A team of scientists, including researchers from Academia Sinica’s Institute of Astronomy and Astrophysics, have set up a new radio telescope in Greenland and look forward to capturing the world’s first image of a black hole, Taiwanese team members said yesterday.
The institute’s researchers last year worked with colleagues from the Harvard-Smithsonian Center for Astrophysics to install the Greenland Telescope (GLT) at the US’ Thule Air Base, team member Chen Ming-tang (陳明堂) told a news conference in Taipei.
The GLT is the only astronomical observation station in the Arctic Circle, where the drier and clearer weather is conducive for observation, although the minus-30°C temperatures presents many challenges, Chen said.

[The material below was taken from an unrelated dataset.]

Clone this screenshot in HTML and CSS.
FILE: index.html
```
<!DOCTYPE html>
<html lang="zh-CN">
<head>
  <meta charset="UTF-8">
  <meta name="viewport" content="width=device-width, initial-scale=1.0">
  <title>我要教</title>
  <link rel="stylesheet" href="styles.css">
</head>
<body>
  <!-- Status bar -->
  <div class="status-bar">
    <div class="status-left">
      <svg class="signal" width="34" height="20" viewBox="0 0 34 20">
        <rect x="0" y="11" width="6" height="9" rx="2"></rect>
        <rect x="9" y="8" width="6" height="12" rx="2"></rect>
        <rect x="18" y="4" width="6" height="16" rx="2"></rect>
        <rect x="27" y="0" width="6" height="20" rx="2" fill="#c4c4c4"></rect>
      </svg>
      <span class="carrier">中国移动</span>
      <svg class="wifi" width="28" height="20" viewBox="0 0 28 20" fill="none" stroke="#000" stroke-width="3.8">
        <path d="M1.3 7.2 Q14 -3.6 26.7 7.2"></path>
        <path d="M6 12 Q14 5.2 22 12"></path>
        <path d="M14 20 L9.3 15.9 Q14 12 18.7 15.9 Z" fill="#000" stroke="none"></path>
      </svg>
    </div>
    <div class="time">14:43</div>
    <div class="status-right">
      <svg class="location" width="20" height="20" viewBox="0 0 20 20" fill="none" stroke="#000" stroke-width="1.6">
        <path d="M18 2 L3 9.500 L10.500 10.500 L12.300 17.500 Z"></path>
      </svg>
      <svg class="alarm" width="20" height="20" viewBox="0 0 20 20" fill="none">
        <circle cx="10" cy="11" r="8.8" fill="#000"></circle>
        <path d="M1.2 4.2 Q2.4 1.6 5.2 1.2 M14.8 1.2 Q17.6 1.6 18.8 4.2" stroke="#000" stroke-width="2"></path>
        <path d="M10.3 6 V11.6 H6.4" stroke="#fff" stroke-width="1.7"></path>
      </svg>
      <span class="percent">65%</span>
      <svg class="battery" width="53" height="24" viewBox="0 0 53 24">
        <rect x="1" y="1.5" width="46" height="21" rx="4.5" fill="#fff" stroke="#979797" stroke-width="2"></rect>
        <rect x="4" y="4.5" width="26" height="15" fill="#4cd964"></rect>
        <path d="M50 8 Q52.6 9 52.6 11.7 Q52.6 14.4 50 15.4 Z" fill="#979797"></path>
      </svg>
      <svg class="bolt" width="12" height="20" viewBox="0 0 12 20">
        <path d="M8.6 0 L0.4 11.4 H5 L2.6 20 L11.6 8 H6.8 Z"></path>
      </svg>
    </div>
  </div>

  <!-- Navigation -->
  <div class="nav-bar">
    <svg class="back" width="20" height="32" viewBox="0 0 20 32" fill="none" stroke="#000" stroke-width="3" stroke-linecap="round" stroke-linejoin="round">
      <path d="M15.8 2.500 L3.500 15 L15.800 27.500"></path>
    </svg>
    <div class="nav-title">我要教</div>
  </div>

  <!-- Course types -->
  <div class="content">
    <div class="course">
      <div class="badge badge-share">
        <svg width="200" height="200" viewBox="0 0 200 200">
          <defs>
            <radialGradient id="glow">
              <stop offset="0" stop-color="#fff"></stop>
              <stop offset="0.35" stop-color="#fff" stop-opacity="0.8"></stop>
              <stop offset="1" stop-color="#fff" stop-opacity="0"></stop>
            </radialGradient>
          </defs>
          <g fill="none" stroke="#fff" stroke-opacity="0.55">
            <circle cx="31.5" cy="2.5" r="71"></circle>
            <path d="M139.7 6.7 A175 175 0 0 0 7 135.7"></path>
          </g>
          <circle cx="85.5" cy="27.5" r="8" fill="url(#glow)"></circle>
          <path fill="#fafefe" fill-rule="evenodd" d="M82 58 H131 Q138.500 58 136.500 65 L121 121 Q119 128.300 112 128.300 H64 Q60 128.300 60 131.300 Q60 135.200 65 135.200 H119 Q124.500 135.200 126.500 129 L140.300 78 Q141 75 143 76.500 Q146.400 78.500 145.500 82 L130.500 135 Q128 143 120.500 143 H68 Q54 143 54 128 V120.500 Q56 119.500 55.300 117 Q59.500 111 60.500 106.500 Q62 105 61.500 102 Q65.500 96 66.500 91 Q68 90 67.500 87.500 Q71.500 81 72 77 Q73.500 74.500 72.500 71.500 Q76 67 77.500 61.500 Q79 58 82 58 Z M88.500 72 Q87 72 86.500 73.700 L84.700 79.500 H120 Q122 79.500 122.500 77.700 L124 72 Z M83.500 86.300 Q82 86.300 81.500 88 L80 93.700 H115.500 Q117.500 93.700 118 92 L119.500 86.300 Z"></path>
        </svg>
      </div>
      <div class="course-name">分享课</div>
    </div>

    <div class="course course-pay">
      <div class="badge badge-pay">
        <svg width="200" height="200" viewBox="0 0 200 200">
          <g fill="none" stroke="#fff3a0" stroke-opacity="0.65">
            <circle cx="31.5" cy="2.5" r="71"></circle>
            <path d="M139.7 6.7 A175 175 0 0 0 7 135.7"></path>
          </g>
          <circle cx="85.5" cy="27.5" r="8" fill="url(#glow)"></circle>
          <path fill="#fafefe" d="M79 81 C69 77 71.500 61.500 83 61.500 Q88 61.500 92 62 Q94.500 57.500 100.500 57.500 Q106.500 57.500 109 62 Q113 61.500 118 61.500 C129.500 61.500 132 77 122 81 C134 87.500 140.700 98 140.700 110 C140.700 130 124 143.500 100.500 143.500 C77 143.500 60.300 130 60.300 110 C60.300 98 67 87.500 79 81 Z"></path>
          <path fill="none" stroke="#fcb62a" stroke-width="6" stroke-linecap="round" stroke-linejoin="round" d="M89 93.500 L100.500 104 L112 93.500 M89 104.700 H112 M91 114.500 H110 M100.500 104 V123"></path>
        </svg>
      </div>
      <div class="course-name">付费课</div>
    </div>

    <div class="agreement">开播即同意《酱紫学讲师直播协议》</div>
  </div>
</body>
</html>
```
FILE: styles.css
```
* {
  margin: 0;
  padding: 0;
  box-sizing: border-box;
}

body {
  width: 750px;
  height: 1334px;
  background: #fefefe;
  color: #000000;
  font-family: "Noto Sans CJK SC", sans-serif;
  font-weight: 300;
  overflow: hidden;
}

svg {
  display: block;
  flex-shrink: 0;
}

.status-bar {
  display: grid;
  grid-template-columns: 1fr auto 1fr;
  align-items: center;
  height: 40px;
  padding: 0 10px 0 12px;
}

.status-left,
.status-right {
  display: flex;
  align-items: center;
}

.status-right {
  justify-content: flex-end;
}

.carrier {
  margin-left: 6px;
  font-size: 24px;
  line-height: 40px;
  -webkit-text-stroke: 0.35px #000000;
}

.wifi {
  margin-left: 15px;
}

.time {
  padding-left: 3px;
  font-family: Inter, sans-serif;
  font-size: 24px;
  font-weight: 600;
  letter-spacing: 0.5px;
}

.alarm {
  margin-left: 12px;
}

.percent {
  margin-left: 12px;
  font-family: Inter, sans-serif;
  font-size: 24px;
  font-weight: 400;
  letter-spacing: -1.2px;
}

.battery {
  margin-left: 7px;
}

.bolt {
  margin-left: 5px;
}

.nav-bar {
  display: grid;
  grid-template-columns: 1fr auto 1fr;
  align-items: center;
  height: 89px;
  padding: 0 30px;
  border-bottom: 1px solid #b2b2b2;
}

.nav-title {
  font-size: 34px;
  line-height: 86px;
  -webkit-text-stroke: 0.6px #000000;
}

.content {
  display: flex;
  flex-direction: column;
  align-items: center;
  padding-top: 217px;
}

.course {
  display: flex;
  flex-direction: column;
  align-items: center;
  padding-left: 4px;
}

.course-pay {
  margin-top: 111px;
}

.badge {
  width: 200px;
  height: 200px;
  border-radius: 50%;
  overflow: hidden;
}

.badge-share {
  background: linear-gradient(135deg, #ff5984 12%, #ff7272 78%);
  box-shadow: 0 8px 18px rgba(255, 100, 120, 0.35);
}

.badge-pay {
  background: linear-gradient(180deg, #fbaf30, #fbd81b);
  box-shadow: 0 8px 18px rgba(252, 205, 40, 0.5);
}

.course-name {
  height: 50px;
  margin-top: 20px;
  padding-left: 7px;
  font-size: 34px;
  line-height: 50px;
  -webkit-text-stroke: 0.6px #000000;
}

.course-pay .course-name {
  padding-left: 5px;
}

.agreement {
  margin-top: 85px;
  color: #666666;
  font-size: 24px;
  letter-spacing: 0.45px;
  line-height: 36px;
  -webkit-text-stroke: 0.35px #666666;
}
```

Photo courtesy of Academia Sinica
It is part of the Event Horizon Telescope project, which was designed to capture the image of a black hole by connecting with other telescopes worldwide, including the Submillimeter Array and the James Clerk Maxwell Telescope in Hawaii, and the Atacama Large Millimeter Array in Chile, he said.
Obtaining an image of a black hole would be a significant breakthrough for science, as belief in the existence of black holes rests largely on theoretical inferences and indirect evidence, he said.

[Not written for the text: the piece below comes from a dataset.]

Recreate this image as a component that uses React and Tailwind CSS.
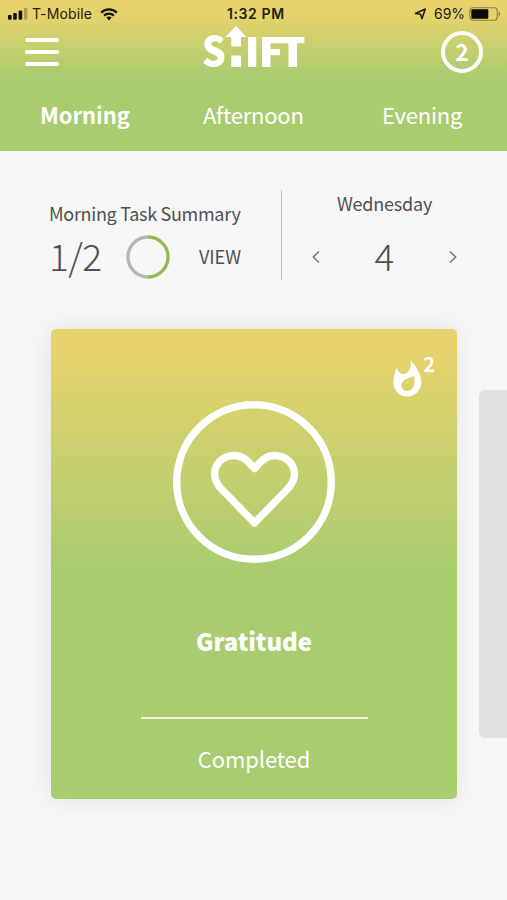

More knowledge about black holes would help scientists test Albert Einstein’s theory of general relativity, he added.
Two black holes have been targeted, one in the Messier 87 (M87) galaxy and the other in the center of the Milky Way, where our solar system is located, said Paul Ho (賀曾樸), director-general of the East Asian Observatory in Hawaii and a distinguished research fellow at the institute.
The black hole in M87 is more likely to be observed, given it is more massive, and its rotation slower, Ho said.

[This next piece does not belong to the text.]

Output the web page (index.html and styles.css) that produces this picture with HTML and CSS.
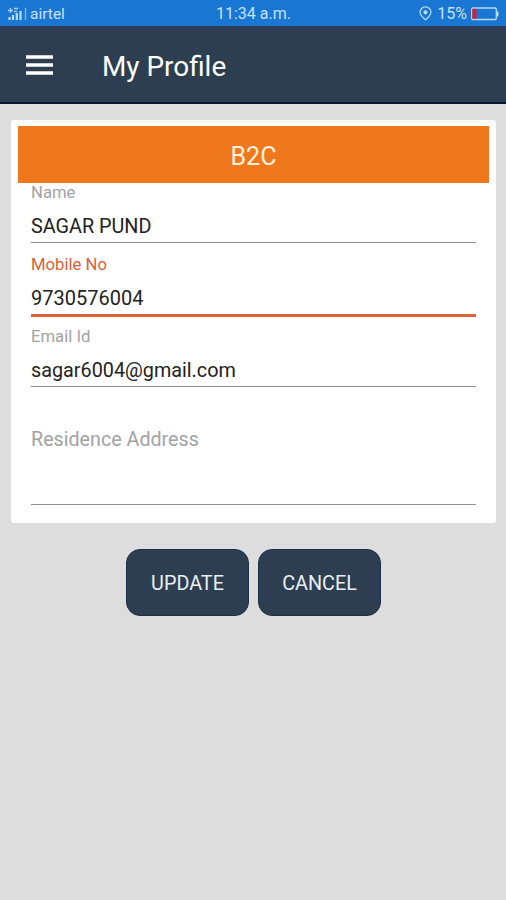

The GLT contains a 12m-wide radio antenna originally built as a prototype for the array in Chile, which was granted to the institute by the US National Science Foundation in 2011, Chen said.
In five years, they plan to transport the GLT to the foundation-supported Summit Station where the observational conditions are better, Chen added.
The station is atop a 3,200m peak on the Greenland ice sheet.
The National Chungshan Institute of Science and Technology (NCIST), which has worked with the GLT team since 2011, helped with the engineering needed to adapt the antenna to Arctic weather conditions, Chungshan vice president Ko Ping-ya (葛平亞) told the news conference.
The NCIST team would face further challenges with moving the GLT, since the Summit Station has limited daily provisions, unlike what is available on the air base, Ko said.